Really? What is that solution, Gang of Four? Judge Heen, do you have a better solution? How about you, Professor Roth? We already know the other two authors’ preferences. Cliff Slater wants High-Occupancy Toll Roads that would be used only by the well-to-do (Panos Prevedouros has explained how this works). Ben Cayetano thinks at-grade transit would be swell even at this late date. He seems as oblivious as his successor to at-grade's embarrassingly obvious shortcomings; the photos at right are evidence of one.

Where has this Gang been, and where exactly is their BEEF!?

We’d ask the same of the S-A columnist who wrongly concludes her piece today (subscription) by alleging the city did not examine other alternatives in planning Honolulu rail. After all the meetings, workshops, debates, media coverage, the Alternatives Analysis itself and publication of the Final Environmental Impact Statement, how could she write that?

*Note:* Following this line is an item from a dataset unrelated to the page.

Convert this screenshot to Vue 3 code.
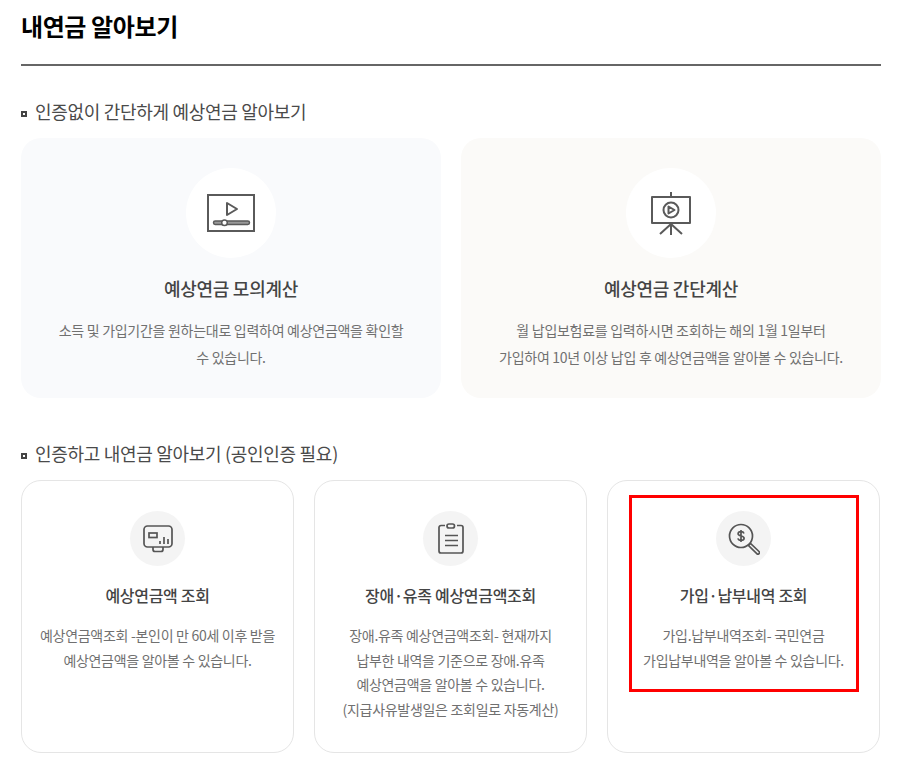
<template>
  <div class="page">
    <h1 class="page-title">내연금 알아보기</h1>

    <h2 class="sec-title first">인증없이 간단하게 예상연금 알아보기</h2>
    <div class="big-row">
      <div v-for="c in bigCards" :key="c.title" class="big-card" :class="c.tone">
        <div class="big-icon">
          <svg v-if="c.icon === 'video'" width="48" height="38" viewBox="0 0 48 38" fill="none" stroke="#5a5a5a">
            <rect x="1" y="1" width="46" height="36" stroke-width="2" />
            <path d="M20 9v12l10-6z" stroke-width="2" stroke-linejoin="round" />
            <rect x="6.500" y="27" width="36" height="3.500" rx="1.700" fill="#999" stroke-width="1.500" />
            <circle cx="17.500" cy="28.700" r="2.800" fill="#fff" stroke-width="1.500" />
          </svg>
          <svg v-else width="42" height="44" viewBox="0 0 42 44" fill="none" stroke="#5a5a5a" stroke-width="2">
            <path d="M21 1v5" />
            <rect x="2" y="6" width="38" height="26" stroke-linejoin="round" />
            <circle cx="21" cy="19" r="7.500" />
            <path d="M18.500 15.500v7l6-3.500z" stroke-linejoin="round" />
            <path d="M21 32v12M21 33L10 43M21 33l11 10" />
          </svg>
        </div>
        <h3 class="big-title">{{ c.title }}</h3>
        <p v-for="line in c.lines" :key="line" class="desc">{{ line }}</p>
      </div>
    </div>

    <h2 class="sec-title second">인증하고 내연금 알아보기 (공인인증 필요)</h2>
    <div class="small-row">
      <div v-for="c in smallCards" :key="c.title" class="small-card">
        <div class="small-icon">
          <svg v-if="c.icon === 'monitor'" width="30" height="28" viewBox="0 0 30 28" fill="none" stroke="#555" stroke-width="1.700">
            <rect x="1" y="1" width="28" height="21" rx="3.500" />
            <rect x="6" y="8" width="8" height="4.500" />
            <path d="M17 19v-3M21 19v-7M25 19v-5" />
            <path d="M10 22v2.500a2 2 0 0 0 2 2h6a2 2 0 0 0 2-2V22" />
          </svg>
          <svg v-else-if="c.icon === 'clip'" width="26" height="31" viewBox="0 0 26 31" fill="none" stroke="#555" stroke-width="1.700">
            <path d="M7 2.500H3a2 2 0 0 0-2 2V28a2 2 0 0 0 2 2h20a2 2 0 0 0 2-2V4.500a2 2 0 0 0-2-2h-4" />
            <rect x="9" y="1" width="7.500" height="4" rx="2" />
            <path d="M7 12.500h13M7 17.500h13M7 22.500h13" />
          </svg>
          <svg v-else width="32" height="32" viewBox="0 0 32 32" fill="none" stroke="#555" stroke-width="1.700">
            <circle cx="13" cy="13" r="11.500" />
            <path d="M16 10.500c-.4-1.200-1.600-1.800-3-1.800s-2.900.7-2.900 2.100c0 3 6 1.400 6 4.400 0 1.400-1.500 2.100-3.100 2.100s-2.800-.7-3.100-1.900M13 7v12" />
            <path d="M20.500 22.500l2-2 8.500 8a1.500 1.500 0 0 1-2.200 2.200z" />
          </svg>
        </div>
        <h3 class="small-title">{{ c.title }}</h3>
        <p v-for="line in c.lines" :key="line" class="desc small">{{ line }}</p>
        <div v-if="c.marked" class="mark"></div>
      </div>
    </div>
  </div>
</template>

<script setup>
const bigCards = [
  {
    title: '예상연금 모의계산',
    icon: 'video',
    tone: 'cool',
    lines: ['소득 및 가입기간을 원하는대로 입력하여 예상연금액을 확인할', '수 있습니다.']
  },
  {
    title: '예상연금 간단계산',
    icon: 'board',
    tone: 'warm',
    lines: ['월 납입보험료를 입력하시면 조회하는 해의 1월 1일부터', '가입하여 10년 이상 납입 후 예상연금액을 알아볼 수 있습니다.']
  }
]

const smallCards = [
  {
    title: '예상연금액 조회',
    icon: 'monitor',
    lines: ['예상연금액조회 -본인이 만 60세 이후 받을', '예상연금액을 알아볼 수 있습니다.']
  },
  {
    title: '장애·유족 예상연금액조회',
    icon: 'clip',
    lines: ['장애.유족 예상연금액조회- 현재까지', '납부한 내역을 기준으로 장애.유족', '예상연금액을 알아볼 수 있습니다.', '(지급사유발생일은 조회일로 자동계산)']
  },
  {
    title: '가입·납부내역 조회',
    icon: 'search',
    marked: true,
    lines: ['가입.납부내역조회- 국민연금', '가입납부내역을 알아볼 수 있습니다.']
  }
]
</script>

<style>
html,
body {
  background: #fff;
}
</style>

<style scoped>
.page {
  width: 860px;
  height: 763px;
  margin-left: 21px;
  overflow: hidden;
  font-family: "Noto Sans CJK KR", "Noto Sans", sans-serif;
  color: #444;
}
.page-title {
  margin: 0;
  height: 66px;
  padding-top: 8px;
  box-sizing: border-box;
  border-bottom: 2px solid #666;
  font-size: 24px;
  line-height: 36px;
  font-weight: 700;
  letter-spacing: -0.4px;
  color: #000;
}
.sec-title {
  margin: 0;
  position: relative;
  padding-left: 14px;
  font-size: 18px;
  line-height: 26px;
  font-weight: 400;
  letter-spacing: -0.3px;
  color: #4a4a4a;
}
.sec-title::before {
  content: "";
  position: absolute;
  left: 0;
  top: 13px;
  width: 2px;
  height: 2px;
  border: 2px solid #444;
}
.sec-title.first {
  margin-top: 32px;
}
.sec-title.second {
  margin-top: 42px;
}
.big-row {
  display: flex;
  gap: 20px;
  margin-top: 14px;
}
.big-card {
  flex: 1;
  height: 260px;
  padding-top: 30px;
  box-sizing: border-box;
  border-radius: 20px;
  text-align: center;
}
.big-card.cool {
  background: #f9fafc;
}
.big-card.warm {
  background: #fbfaf8;
}
.big-icon {
  width: 90px;
  height: 90px;
  margin: 0 auto;
  border-radius: 50%;
  background: #fff;
  display: flex;
  align-items: center;
  justify-content: center;
}
.big-title {
  margin: 16px 0 15px;
  font-size: 18px;
  line-height: 28px;
  font-weight: 500;
  letter-spacing: -0.3px;
  color: #444;
}
.desc {
  margin: 0;
  font-size: 14px;
  line-height: 26.500px;
  letter-spacing: -0.28px;
  color: #707070;
}
.small-row {
  display: flex;
  gap: 20px;
  margin-top: 14px;
  padding-right: 1px;
}
.small-card {
  position: relative;
  flex: 1;
  height: 273px;
  padding-top: 30px;
  box-sizing: border-box;
  border: 1px solid #e5e5e5;
  border-radius: 20px;
  text-align: center;
}
.small-icon {
  width: 55px;
  height: 55px;
  margin: 0 auto;
  border-radius: 50%;
  background: #f4f4f4;
  display: flex;
  align-items: center;
  justify-content: center;
}
.small-title {
  margin: 16px 0 15px;
  font-size: 16px;
  line-height: 26px;
  font-weight: 500;
  letter-spacing: -0.3px;
  color: #444;
}
.desc.small {
  font-size: 14px;
  line-height: 24.500px;
  letter-spacing: -0.3px;
}
.mark {
  position: absolute;
  left: 21px;
  top: 14px;
  width: 230px;
  height: 197px;
  box-sizing: border-box;
  border: 3px solid #f00;
}
</style>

Oh, right. The Gang of Four.

(This post has been added to our "aggregation site" in its Cliff Slater section.)

1 comment:

Anonymous said...

An articulated 60' bus easily weighs 40,000 lbs. There's obviously more than one on our streets at any given moment, about 4000 bus stops on the island. Ever hear one with its brakes in need of new pads? Or when their brakes release compressed air as normal operation? Geez, the way these guys bring up points for argument, it really diminishes their credibility. I would be more receptive of their arguments if it was more scientific such as published decibel levels for the train from a certain distance compared with a bus, car, and motorcycle.